When you exchange something of value for something else of value that’s a ‘value’ exchange. When you go to work you are trading your time, energy, creativity and personality for money. Ask yourself this question: what could I do to exchange what I know now for more money? What value could I add to someone’s life through what I know? If you can answer these questions then you already know you don’t work to make money… you make money by exchanging value for value. Think about it! It’s not about hard work … it’s about smart work. Creating value propositions for exchange is how you ‘make’ money. It’s how your boss makes money from you and how you make money for someone else. Think about what you can do to create your own value proposition.

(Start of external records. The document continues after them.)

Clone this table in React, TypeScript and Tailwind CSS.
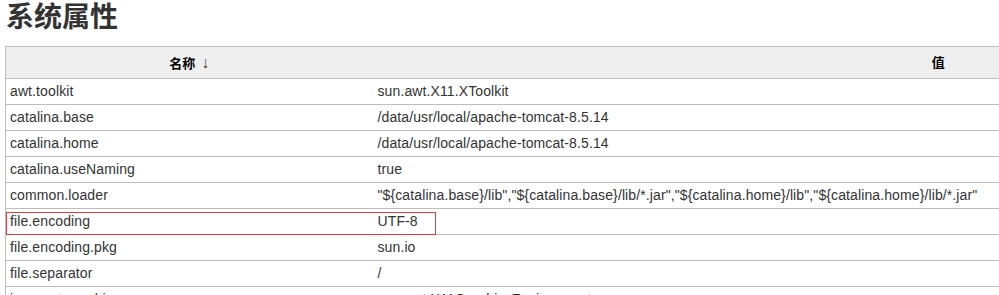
import React from "react"

const rows: [string, string][] = [
  ["awt.toolkit", "sun.awt.X11.XToolkit"],
  ["catalina.base", "/data/usr/local/apache-tomcat-8.5.14"],
  ["catalina.home", "/data/usr/local/apache-tomcat-8.5.14"],
  ["catalina.useNaming", "true"],
  [
    "common.loader",
    '"${catalina.base}/lib","${catalina.base}/lib/*.jar","${catalina.home}/lib","${catalina.home}/lib/*.jar"',
  ],
  ["file.encoding", "UTF-8"],
  ["file.encoding.pkg", "sun.io"],
  ["file.separator", "/"],
  ["java.awt.graphicsenv", "sun.awt.X11GraphicsEnvironment"],
]

export default function App() {
  return (
    <div
      className="w-[999px] h-[295px] overflow-hidden bg-white text-[#333]"
      style={{ fontFamily: '"Liberation Sans", Arial, "Noto Sans CJK SC", sans-serif' }}
    >
      <h1 className="pl-[6px] text-[28px] font-bold leading-[36px] h-[46px] pt-0">系统属性</h1>

      <div className="relative ml-[5px] w-[1499px]">
        <table className="w-full border-collapse border-l border-t border-[#bdbdbd] text-[14px] tracking-[0.11px]">
          <thead>
            <tr className="bg-[#efefef] h-[32px]">
              <th className="w-[367px] text-center text-[13px] font-bold text-black p-0 border-b border-[#bdbdbd]">
                名称 <span className="ml-[2px] text-[16px] font-normal text-[#444]">↓</span>
              </th>
              <th className="text-center text-[13px] font-bold text-black p-0 border-b border-[#bdbdbd]">值</th>
            </tr>
          </thead>
          <tbody>
            {rows.map(([name, value]) => (
              <tr key={name} className="h-[26px]">
                <td className="px-[4px] py-0 border-b border-[#bdbdbd] whitespace-nowrap">{name}</td>
                <td className="px-[5px] py-0 border-b border-[#bdbdbd] whitespace-nowrap">{value}</td>
              </tr>
            ))}
          </tbody>
        </table>

        {/* highlight around the file.encoding row */}
        <div className="absolute left-[1px] top-[166px] w-[430px] h-[23px] border border-[#e8393b] pointer-events-none" />
      </div>
    </div>
  )
}
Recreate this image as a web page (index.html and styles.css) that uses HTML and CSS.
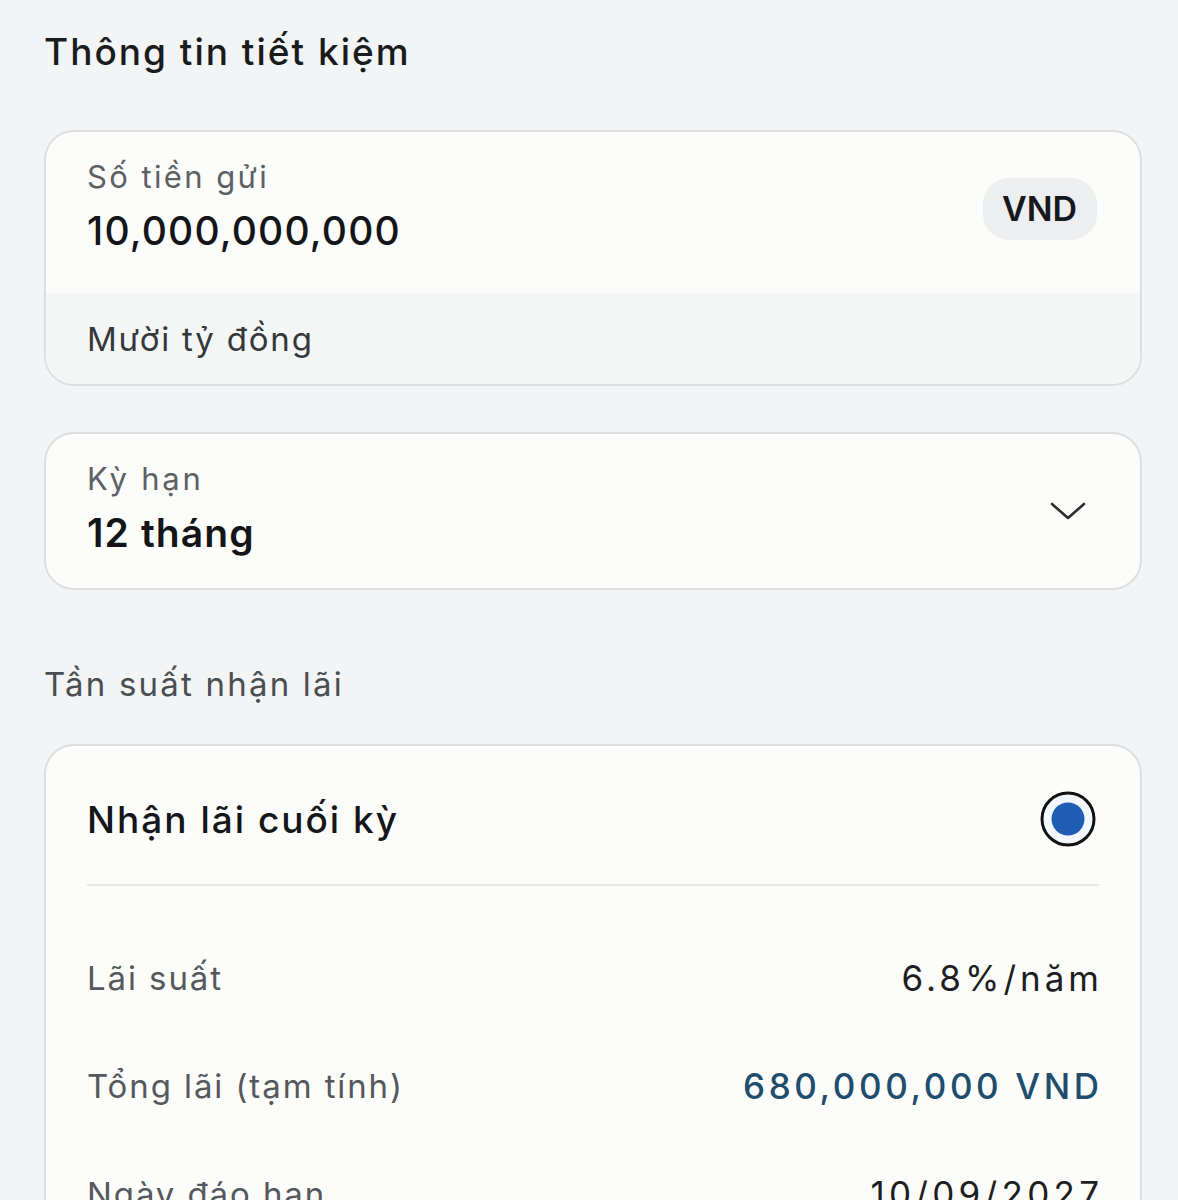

According to They Might Be Giants… the sun is a mass of incandescent gas… a giant nuclear furnace. Ernest Hemingway told us ‘the sun also rises’. Yet, this is not the case… it’s a common misconception. The sun never moves. It’s kind of like me during one day cricket: a stationary ball of anger, rage and heat. Living in a hot climate I have often been stung by it’s heat. Yet, during my 30+ years I have never seen the sun rise. It remains a mysterious hot ball of non-moving fury. In ‘reality’ our language makes fun of us… it betrays us and makes us believe what is not true. If the sun were to rise… by now, surely, it would have hit the roof off space. Why am I mentioning this? Often in life we accept taken for granted assumptions as though they cannot be questioned. They can. As I once heard it said… the unquestioned assumption is usually the one that holds the key to solving problems… think about that… it may just unfreeze your brain.